● Task objective:
State how many lines contain "this", and write nothing except that count.

Recorded data
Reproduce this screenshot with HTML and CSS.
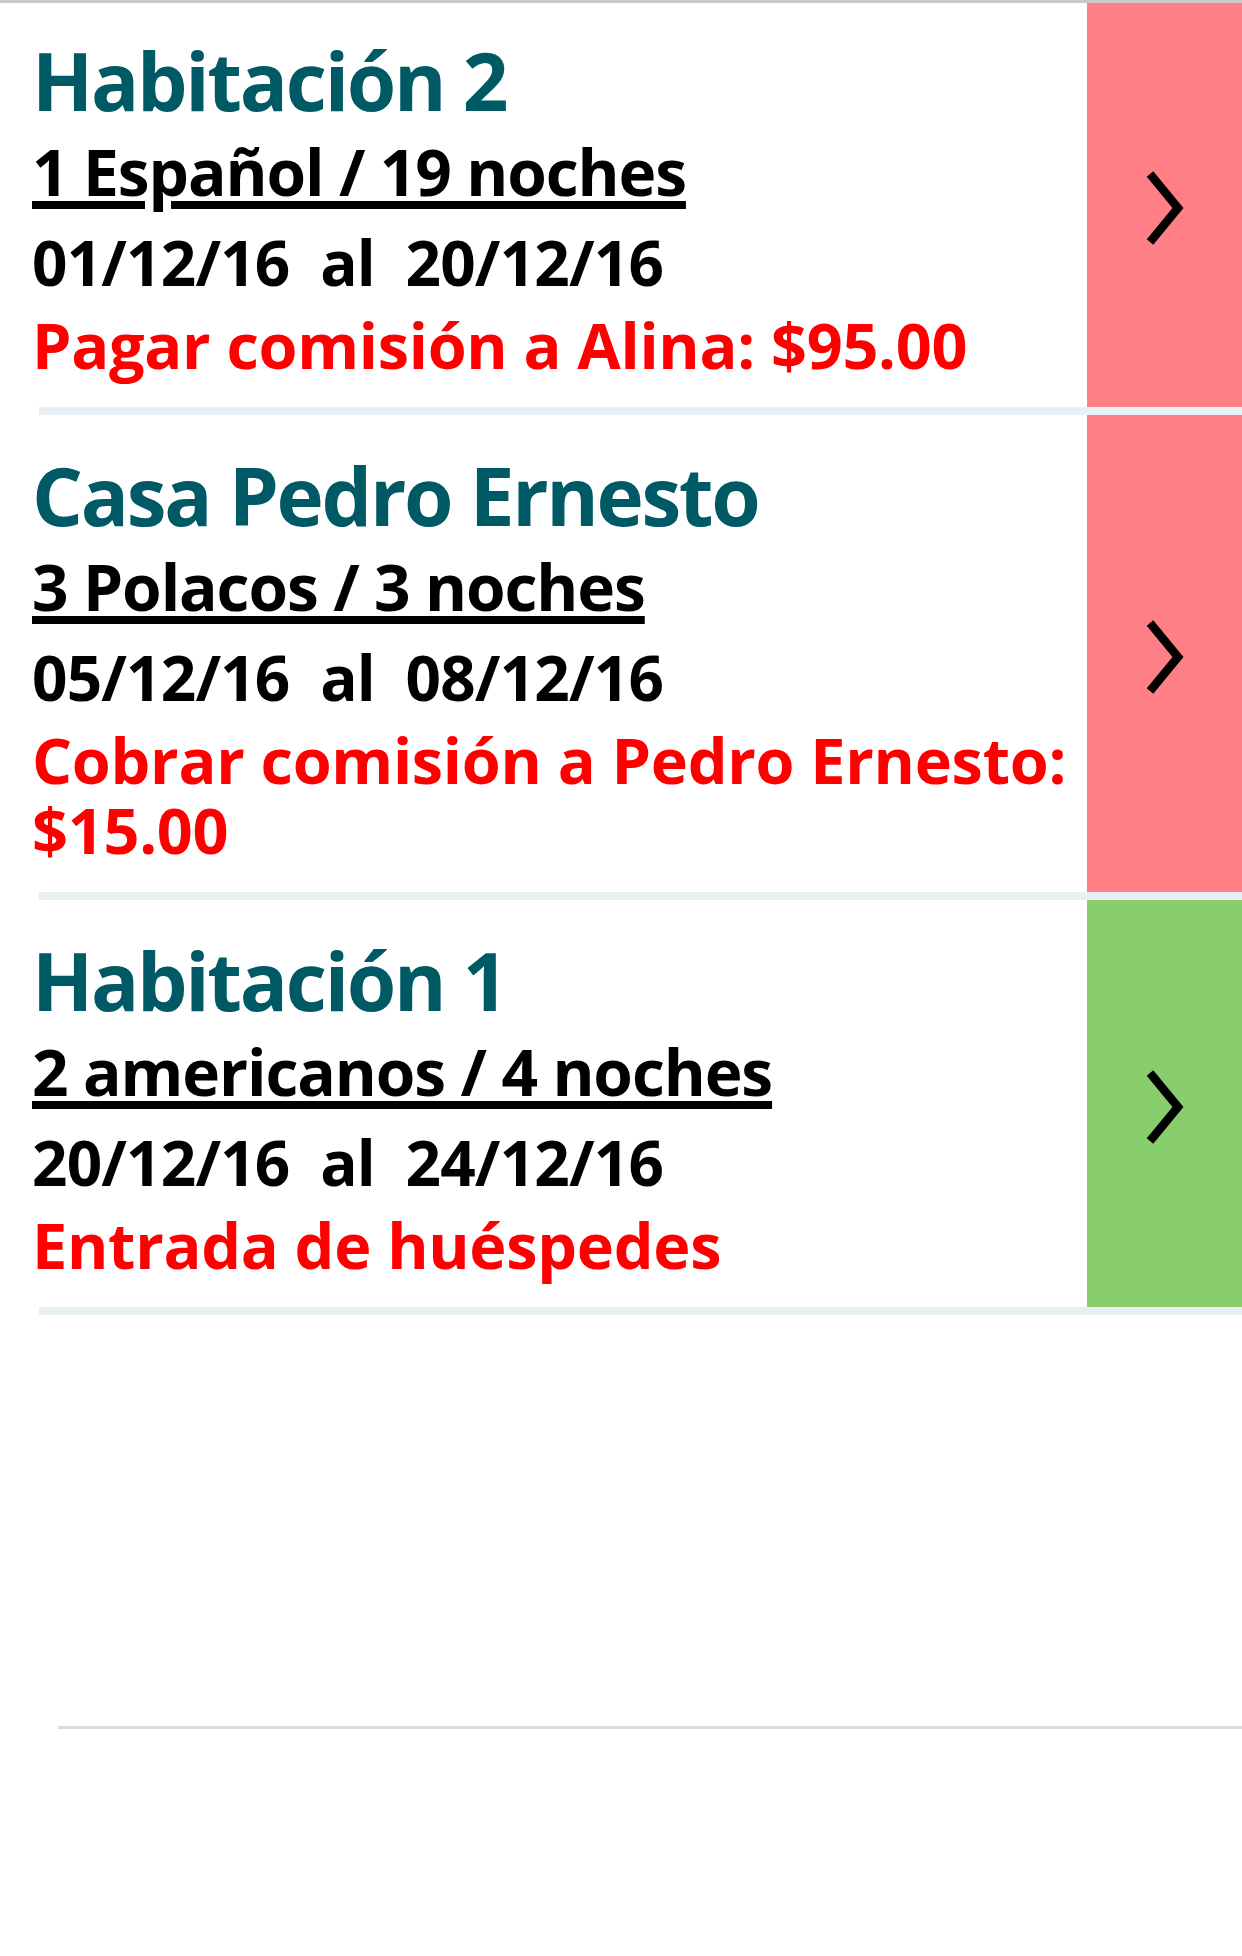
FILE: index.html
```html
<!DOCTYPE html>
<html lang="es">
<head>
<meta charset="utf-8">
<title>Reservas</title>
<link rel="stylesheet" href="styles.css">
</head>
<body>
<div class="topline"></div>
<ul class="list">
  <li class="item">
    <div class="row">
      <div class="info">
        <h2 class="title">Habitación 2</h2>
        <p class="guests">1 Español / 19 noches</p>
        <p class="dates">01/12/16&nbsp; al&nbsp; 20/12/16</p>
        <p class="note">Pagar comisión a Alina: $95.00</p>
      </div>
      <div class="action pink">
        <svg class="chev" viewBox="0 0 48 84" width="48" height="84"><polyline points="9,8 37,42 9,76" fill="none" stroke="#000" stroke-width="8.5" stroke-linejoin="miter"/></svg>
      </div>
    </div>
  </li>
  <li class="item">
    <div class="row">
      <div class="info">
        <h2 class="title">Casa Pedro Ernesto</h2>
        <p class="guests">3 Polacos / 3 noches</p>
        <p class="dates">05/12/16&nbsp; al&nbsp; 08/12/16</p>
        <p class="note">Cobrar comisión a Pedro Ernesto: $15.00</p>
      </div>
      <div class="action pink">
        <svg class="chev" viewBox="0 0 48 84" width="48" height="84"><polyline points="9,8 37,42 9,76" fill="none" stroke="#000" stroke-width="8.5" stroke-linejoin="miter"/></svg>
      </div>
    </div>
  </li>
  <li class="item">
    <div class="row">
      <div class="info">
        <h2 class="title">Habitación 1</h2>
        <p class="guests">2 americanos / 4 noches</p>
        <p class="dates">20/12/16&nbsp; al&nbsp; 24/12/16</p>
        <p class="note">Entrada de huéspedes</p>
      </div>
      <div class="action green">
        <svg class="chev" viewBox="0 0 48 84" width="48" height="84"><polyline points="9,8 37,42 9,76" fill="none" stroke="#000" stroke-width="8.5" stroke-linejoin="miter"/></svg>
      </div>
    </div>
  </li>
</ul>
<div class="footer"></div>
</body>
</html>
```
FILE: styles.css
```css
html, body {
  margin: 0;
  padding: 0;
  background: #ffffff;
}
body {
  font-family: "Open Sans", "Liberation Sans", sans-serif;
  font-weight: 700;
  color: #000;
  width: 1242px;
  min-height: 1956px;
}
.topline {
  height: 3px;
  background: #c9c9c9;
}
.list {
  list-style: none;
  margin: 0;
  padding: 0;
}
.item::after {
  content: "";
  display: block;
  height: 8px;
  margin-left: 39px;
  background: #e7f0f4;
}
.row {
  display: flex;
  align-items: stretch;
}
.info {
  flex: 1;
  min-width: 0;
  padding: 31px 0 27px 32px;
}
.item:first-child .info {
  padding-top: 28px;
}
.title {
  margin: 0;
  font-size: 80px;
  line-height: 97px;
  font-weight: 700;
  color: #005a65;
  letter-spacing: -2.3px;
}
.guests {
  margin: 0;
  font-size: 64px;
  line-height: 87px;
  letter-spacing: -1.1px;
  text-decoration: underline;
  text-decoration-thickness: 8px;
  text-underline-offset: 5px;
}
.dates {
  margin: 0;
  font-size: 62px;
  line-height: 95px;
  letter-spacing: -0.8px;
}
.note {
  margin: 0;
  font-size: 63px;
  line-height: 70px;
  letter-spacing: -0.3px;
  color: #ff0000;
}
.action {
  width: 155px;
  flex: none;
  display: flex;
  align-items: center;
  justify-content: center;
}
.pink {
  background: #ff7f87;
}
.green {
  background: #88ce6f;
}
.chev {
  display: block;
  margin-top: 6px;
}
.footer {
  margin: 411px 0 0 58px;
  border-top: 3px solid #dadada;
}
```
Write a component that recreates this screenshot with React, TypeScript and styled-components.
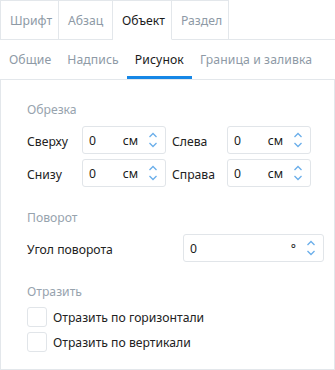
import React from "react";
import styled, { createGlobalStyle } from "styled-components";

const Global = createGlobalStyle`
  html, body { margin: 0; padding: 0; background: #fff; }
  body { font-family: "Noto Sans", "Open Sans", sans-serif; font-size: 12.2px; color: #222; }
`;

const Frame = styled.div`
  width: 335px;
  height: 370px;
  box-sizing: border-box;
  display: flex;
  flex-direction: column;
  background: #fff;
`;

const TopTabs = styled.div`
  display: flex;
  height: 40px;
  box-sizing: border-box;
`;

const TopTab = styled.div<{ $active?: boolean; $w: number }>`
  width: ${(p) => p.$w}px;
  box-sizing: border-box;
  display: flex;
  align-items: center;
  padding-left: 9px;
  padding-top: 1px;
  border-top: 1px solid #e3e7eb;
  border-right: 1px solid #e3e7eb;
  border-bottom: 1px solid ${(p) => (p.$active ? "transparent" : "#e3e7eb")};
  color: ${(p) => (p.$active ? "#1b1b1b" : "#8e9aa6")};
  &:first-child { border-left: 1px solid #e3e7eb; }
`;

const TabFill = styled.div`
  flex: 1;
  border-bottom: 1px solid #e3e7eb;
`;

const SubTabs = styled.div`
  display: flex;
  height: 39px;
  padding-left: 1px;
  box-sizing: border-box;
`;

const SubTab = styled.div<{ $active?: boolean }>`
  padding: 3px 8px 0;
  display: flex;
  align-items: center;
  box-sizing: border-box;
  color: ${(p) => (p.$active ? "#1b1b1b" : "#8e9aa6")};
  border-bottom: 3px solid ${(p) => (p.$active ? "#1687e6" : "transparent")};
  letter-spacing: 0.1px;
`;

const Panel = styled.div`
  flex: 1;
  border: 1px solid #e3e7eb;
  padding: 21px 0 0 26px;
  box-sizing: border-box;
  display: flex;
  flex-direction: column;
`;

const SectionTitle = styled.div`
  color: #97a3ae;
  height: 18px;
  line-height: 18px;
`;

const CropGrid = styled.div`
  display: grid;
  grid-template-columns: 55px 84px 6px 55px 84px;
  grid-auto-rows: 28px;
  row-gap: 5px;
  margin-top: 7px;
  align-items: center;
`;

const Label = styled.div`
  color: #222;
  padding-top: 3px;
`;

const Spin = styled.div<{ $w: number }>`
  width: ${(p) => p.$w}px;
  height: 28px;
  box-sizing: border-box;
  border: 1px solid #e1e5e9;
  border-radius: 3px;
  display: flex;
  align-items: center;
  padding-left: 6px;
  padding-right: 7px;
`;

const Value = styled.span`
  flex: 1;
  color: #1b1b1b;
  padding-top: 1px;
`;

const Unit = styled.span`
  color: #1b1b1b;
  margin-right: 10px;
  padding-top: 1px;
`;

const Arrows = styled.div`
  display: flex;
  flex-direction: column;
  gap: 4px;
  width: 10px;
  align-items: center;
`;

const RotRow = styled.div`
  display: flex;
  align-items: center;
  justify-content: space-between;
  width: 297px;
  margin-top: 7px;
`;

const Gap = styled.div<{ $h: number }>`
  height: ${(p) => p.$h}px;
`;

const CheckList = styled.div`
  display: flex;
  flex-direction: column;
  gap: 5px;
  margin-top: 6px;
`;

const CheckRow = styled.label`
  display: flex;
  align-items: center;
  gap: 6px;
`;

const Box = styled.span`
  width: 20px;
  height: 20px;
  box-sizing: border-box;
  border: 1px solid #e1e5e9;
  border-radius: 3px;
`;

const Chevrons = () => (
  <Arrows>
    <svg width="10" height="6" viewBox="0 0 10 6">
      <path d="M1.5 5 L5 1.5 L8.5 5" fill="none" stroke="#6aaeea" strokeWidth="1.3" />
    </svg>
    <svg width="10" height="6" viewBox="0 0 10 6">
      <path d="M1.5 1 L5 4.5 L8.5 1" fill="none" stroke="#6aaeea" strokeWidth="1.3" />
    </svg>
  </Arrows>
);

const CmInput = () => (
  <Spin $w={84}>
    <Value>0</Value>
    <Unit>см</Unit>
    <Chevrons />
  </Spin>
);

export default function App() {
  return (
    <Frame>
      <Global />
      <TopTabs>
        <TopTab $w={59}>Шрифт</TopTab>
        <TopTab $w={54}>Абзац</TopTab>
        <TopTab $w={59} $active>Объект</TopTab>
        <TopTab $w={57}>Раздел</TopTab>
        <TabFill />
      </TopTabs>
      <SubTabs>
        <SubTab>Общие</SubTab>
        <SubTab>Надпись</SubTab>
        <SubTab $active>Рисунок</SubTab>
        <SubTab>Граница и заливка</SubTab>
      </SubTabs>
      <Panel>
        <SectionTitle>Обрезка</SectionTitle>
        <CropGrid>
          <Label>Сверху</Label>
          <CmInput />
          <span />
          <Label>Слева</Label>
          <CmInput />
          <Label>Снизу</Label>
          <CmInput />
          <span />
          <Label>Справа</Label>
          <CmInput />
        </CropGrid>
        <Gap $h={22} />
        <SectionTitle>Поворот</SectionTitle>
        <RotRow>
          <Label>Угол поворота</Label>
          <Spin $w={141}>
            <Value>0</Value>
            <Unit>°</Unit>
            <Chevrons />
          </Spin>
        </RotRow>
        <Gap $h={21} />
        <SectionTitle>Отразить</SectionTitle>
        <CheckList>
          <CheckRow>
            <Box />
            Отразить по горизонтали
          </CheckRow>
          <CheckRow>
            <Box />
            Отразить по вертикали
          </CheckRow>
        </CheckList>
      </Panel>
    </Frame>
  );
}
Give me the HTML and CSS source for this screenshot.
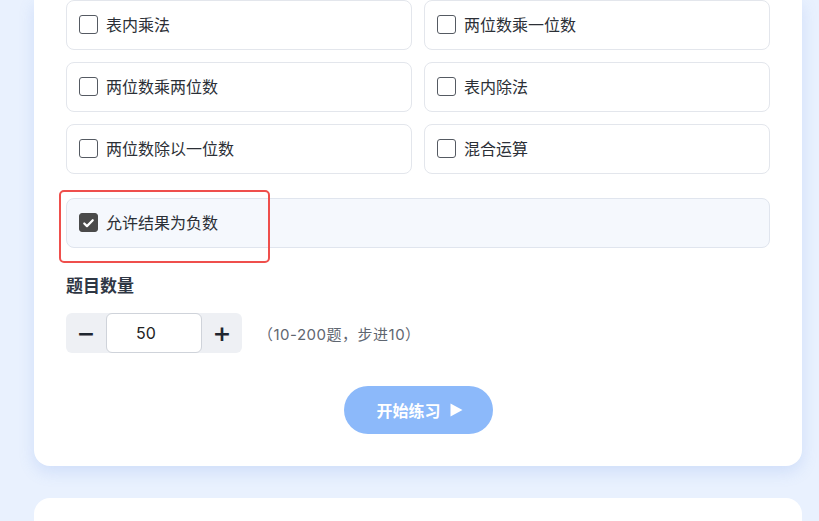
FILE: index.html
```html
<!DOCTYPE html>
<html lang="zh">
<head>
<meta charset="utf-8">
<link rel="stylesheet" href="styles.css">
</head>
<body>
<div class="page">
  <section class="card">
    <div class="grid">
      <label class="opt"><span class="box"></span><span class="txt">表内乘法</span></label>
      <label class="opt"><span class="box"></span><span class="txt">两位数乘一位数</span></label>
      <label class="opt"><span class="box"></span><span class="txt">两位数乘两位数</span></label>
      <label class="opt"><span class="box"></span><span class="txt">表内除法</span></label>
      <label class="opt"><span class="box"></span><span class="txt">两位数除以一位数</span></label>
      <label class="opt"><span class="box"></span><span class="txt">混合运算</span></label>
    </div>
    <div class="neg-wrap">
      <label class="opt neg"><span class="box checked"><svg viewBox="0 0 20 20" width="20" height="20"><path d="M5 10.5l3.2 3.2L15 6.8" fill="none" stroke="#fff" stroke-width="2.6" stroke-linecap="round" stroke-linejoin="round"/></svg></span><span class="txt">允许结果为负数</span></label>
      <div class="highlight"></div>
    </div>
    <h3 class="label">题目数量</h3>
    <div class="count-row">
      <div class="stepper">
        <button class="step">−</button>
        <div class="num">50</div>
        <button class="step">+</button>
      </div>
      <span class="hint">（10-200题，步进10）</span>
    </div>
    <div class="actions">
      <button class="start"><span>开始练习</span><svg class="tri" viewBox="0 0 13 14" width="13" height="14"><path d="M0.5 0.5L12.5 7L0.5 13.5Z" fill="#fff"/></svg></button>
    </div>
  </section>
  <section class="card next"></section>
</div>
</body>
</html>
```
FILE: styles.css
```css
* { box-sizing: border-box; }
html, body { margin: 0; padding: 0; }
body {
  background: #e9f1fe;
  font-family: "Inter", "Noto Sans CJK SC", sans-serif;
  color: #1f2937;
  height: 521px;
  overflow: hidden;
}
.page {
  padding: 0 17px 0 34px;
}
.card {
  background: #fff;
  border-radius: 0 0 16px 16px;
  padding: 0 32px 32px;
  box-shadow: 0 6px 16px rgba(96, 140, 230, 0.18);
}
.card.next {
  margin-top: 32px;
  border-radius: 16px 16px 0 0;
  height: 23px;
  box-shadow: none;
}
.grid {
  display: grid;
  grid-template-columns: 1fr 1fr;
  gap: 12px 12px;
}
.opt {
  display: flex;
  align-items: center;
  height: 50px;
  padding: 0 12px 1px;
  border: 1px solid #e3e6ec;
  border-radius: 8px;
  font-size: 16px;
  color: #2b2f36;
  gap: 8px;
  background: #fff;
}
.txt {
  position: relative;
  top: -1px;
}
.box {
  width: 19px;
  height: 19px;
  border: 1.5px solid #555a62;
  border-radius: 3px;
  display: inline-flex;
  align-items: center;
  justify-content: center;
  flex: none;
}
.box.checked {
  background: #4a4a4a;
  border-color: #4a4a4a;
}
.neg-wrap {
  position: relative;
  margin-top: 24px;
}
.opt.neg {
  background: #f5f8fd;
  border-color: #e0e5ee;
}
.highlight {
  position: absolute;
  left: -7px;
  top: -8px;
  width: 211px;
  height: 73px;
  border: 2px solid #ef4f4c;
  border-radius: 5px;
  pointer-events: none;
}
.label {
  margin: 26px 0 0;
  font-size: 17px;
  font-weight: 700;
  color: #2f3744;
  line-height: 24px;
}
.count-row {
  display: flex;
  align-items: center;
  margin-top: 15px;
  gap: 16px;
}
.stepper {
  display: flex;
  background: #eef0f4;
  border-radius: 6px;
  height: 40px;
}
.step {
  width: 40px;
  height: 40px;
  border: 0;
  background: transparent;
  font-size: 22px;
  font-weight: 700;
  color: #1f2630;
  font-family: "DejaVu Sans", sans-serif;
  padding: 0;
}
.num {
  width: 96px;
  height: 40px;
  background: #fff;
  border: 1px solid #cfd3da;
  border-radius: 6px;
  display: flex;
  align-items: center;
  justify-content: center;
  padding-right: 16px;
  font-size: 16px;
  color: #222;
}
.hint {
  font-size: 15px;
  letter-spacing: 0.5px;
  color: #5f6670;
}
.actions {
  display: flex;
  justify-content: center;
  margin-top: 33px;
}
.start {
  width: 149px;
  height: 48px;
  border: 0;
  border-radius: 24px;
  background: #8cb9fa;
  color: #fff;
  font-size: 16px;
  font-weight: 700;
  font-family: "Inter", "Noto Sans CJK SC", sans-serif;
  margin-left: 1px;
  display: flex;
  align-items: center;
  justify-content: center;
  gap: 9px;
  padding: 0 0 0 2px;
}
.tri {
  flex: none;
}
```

● Reply to the exercise:
3